Por que, então, brado aos céus deste infortúnio,
estou passado no presente que une
o meu futuro ao em mim perdido e morto?
(In Décimo Divisor Comum, 1971)
Do ponto de vista estético, estamos diante de um poeta que atingiu o virtuosismo, na acepção plena da palavra, cujos poemas, vistos no conjunto, formam um único ícone verbal e são, modelar e subliminarmente, verdadeiros estudos sobre a arte de construir poemas. Principalmente nos sonetos é que ele alcança esse patamar de ascese, através da consolidação de uma obra invejável, tanto do ponto de vista da qualidade, quanto da quantidade. Nauro Machado, sem dúvida, no Brasil e também no plano internacional, é o poeta que, melhor que ninguém, na atualidade, soube criar a síntese de todas as experiências estéticas na arte dos quatorze versos.
Com uma consciência clássica e moderna do assunto, o poeta Nauro Machado recria as melhores conquistas do gênero, passando por Camões, Antero de Quental, Augusto dos Anjos, Cruz e Sousa, Maranhão Sobrinho, Baudelaire, Mallarmé e Rilke, dentre outros estetas do soneto, que poderão ser, também, revisitados no ABC da Literatura, de Ezra Pound.

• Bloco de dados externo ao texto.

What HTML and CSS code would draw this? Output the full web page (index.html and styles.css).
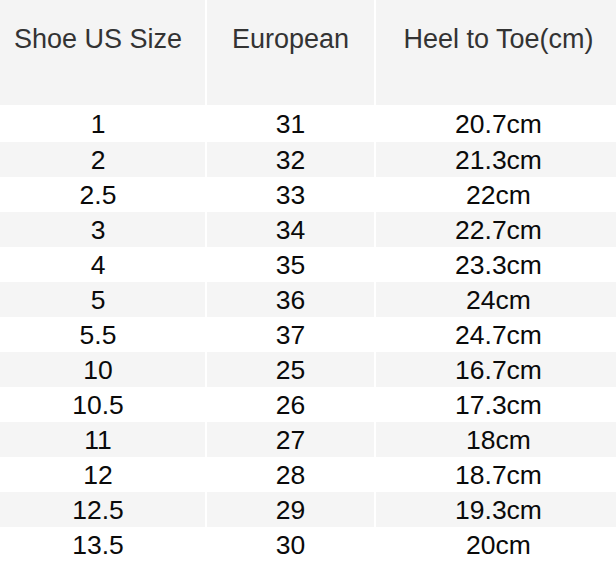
FILE: index.html
```html
<!DOCTYPE html>
<html>
<head>
<meta charset="utf-8">
<link rel="stylesheet" href="styles.css">
</head>
<body>
<div class="chart">
  <div class="row head">
    <div class="cell">Shoe US Size</div>
    <div class="cell">European</div>
    <div class="cell">Heel to Toe(cm)</div>
  </div>
  <div class="row first"><div class="cell">1</div><div class="cell">31</div><div class="cell">20.7cm</div></div>
  <div class="row alt"><div class="cell">2</div><div class="cell">32</div><div class="cell">21.3cm</div></div>
  <div class="row"><div class="cell">2.5</div><div class="cell">33</div><div class="cell">22cm</div></div>
  <div class="row alt"><div class="cell">3</div><div class="cell">34</div><div class="cell">22.7cm</div></div>
  <div class="row"><div class="cell">4</div><div class="cell">35</div><div class="cell">23.3cm</div></div>
  <div class="row alt"><div class="cell">5</div><div class="cell">36</div><div class="cell">24cm</div></div>
  <div class="row"><div class="cell">5.5</div><div class="cell">37</div><div class="cell">24.7cm</div></div>
  <div class="row alt"><div class="cell">10</div><div class="cell">25</div><div class="cell">16.7cm</div></div>
  <div class="row"><div class="cell">10.5</div><div class="cell">26</div><div class="cell">17.3cm</div></div>
  <div class="row alt"><div class="cell">11</div><div class="cell">27</div><div class="cell">18cm</div></div>
  <div class="row"><div class="cell">12</div><div class="cell">28</div><div class="cell">18.7cm</div></div>
  <div class="row alt"><div class="cell">12.5</div><div class="cell">29</div><div class="cell">19.3cm</div></div>
  <div class="row"><div class="cell">13.5</div><div class="cell">30</div><div class="cell">20cm</div></div>
</div>
</body>
</html>
```

FILE: styles.css
```css
html, body {
  margin: 0;
  padding: 0;
  background: #ffffff;
}
body {
  font-family: "Liberation Sans", Arial, sans-serif;
  width: 616px;
  height: 568px;
  overflow: hidden;
}
.chart {
  display: flex;
  flex-direction: column;
}
.row {
  display: grid;
  grid-template-columns: 205px 167px 1fr;
  column-gap: 2px;
  height: 35px;
  background: #ffffff;
}
.row.first {
  height: 37px;
}
.cell {
  display: flex;
  align-items: center;
  justify-content: center;
  font-size: 26.5px;
  color: #0a0a0a;
  padding-top: 1px;
}
.cell:first-child {
  padding-right: 9px;
}
.cell:last-child {
  padding-left: 5px;
}
.row.alt .cell {
  background: #f5f5f5;
}
.row.head {
  height: 105px;
}
.row.head .cell {
  background: #f4f4f4;
  color: #333333;
  align-items: flex-start;
  padding-top: 24px;
  font-size: 27px;
}
```
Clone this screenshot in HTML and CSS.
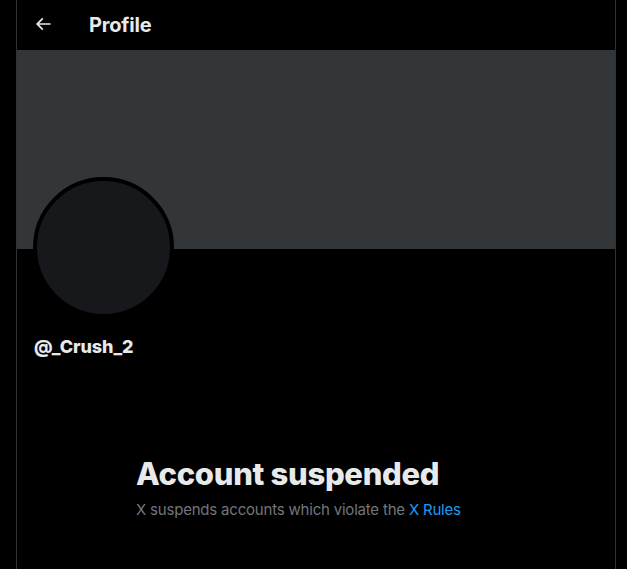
FILE: index.html
```html
<!DOCTYPE html>
<html>
<head>
<meta charset="utf-8">
<link rel="stylesheet" href="styles.css">
</head>
<body>
<main class="column">
  <header class="topbar">
    <div class="back">
      <svg viewBox="0 0 24 24" width="20" height="20"><path fill="#e7e9ea" d="M7.414 13l5.043 5.04-1.414 1.42L3.586 12l7.457-7.46 1.414 1.42L7.414 11H21v2H7.414z"/></svg>
    </div>
    <h1 class="title">Profile</h1>
  </header>
  <div class="banner"></div>
  <div class="info">
    <div class="avatar"></div>
    <div class="handle">@_Crush_2</div>
  </div>
  <section class="empty">
    <h2 class="empty-title">Account suspended</h2>
    <p class="empty-text">X suspends accounts which violate the <a class="link" href="#">X Rules</a></p>
  </section>
</main>
</body>
</html>
```

FILE: styles.css
```css
html, body {
  margin: 0;
  padding: 0;
  background: #000;
  height: 100%;
}
body {
  font-family: Inter, "Noto Sans", sans-serif;
  color: #e7e9ea;
}
.column {
  box-sizing: border-box;
  width: 600px;
  margin-left: 16px;
  min-height: 100%;
  border-left: 1px solid #2f3336;
  border-right: 1px solid #2f3336;
}
.topbar {
  height: 50px;
  display: flex;
  align-items: center;
  padding: 0 16px;
}
.back {
  width: 20px;
  height: 20px;
  display: flex;
  margin-right: 36px;
  margin-top: -2px;
}
.title {
  margin: 0;
  font-size: 20px;
  font-weight: 700;
  letter-spacing: -0.2px;
}
.banner {
  height: 199px;
  background: #333639;
}
.info {
  padding: 0 16px;
}
.avatar {
  box-sizing: border-box;
  width: 141px;
  height: 141px;
  margin-top: -72px;
  border-radius: 50%;
  border: 4px solid #000;
  background: #16181c;
}
.handle {
  margin-top: 18px;
  margin-left: 1px;
  font-size: 18px;
  font-weight: 800;
  line-height: 22px;
  letter-spacing: -0.1px;
}
.empty {
  box-sizing: border-box;
  width: 400px;
  margin: 98px auto 0;
  padding: 0 20px;
}
.empty-title {
  margin: 0;
  font-size: 31px;
  font-weight: 800;
  line-height: 36px;
  letter-spacing: -0.3px;
}
.empty-text {
  margin: 8px 0 0;
  font-size: 15px;
  line-height: 20px;
  color: #71767b;
  letter-spacing: -0.2px;
}
.link {
  color: #1d9bf0;
  text-decoration: none;
}
```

Consagrando-se, assim,como um dos mestres do rompimento da linha melódica ou entonação do verso tradicional, para uma escala atonal, Nauro Machado faz do enjambement ou cavalgamento um recurso que dá andamento e mobilidade rítmicos ininterruptos entre os versos de seus sonetos, independentemente da metrificação e até tornando-a quase que desnecessária, que nele passa a funcionar, ainda que perfeita, como pano de fundo. A esta poderosíssima arma se soma a arte criadora na construção das rimas as mais inusitadas possíveis, quer por assonâncias, quer por dissonâncias, até atingir a polifonia rímica. Enfim, estamos, de fato, diante de um mestre, de um poeta no ápice do virtuosismo estético, cuja linguagem é transposta para o campo metalingüístico, porque a obra literária de Nauro Machado não tem sido senão um pretexto, do ponto de vista estético, para que ele possa fazer com que a obra criada se engendre à imagem e semelhança do conhecimento que o seu criador tem sobre a construção do poema, nos mais variados níveis da criação literária. Exemplo lapidar é este soneto do poeta, síntese do questionamento ontológico:
O nada é ser memória de ninguém.
Treva qualquer, qualquer tábua nenhuma,
madeira morta pr’a um morto também,
serei memória pois de coisa alguma.
Estarei em mim comigo no que é sem
aquilo que à pessoa faz-lhe ser só uma:
um Deus morto antes mesmo de Belém,
um barco feito porto todo em bruma.
E em mim desfeito além nalgum lugar,
fugidia sombra em mim a acontecer
quase sessenta anos indo a negar
a forma máxima ou mínima ao ser
nesta neutralidade vou chegar
qualquer dia, quem sabe?, a me saber.
(In A Travessia do Ródano, 1997)
(1 e 2) Rilke, Rainer Maria. Os Sonetos a Orfeu e Elegias de Duíno. Tradução de Karlos Rischbieter com Paulo Garfunkel. Rio de Janeiro-São Paulo: Editora Record, 2002. p.127-129.
(3) Eliot, T. S. Poesia. Tradução de Ivan Junqueira. 6.ed.. Rio de Janeiro: Editora Nova Fronteira, 1981. p.199-207.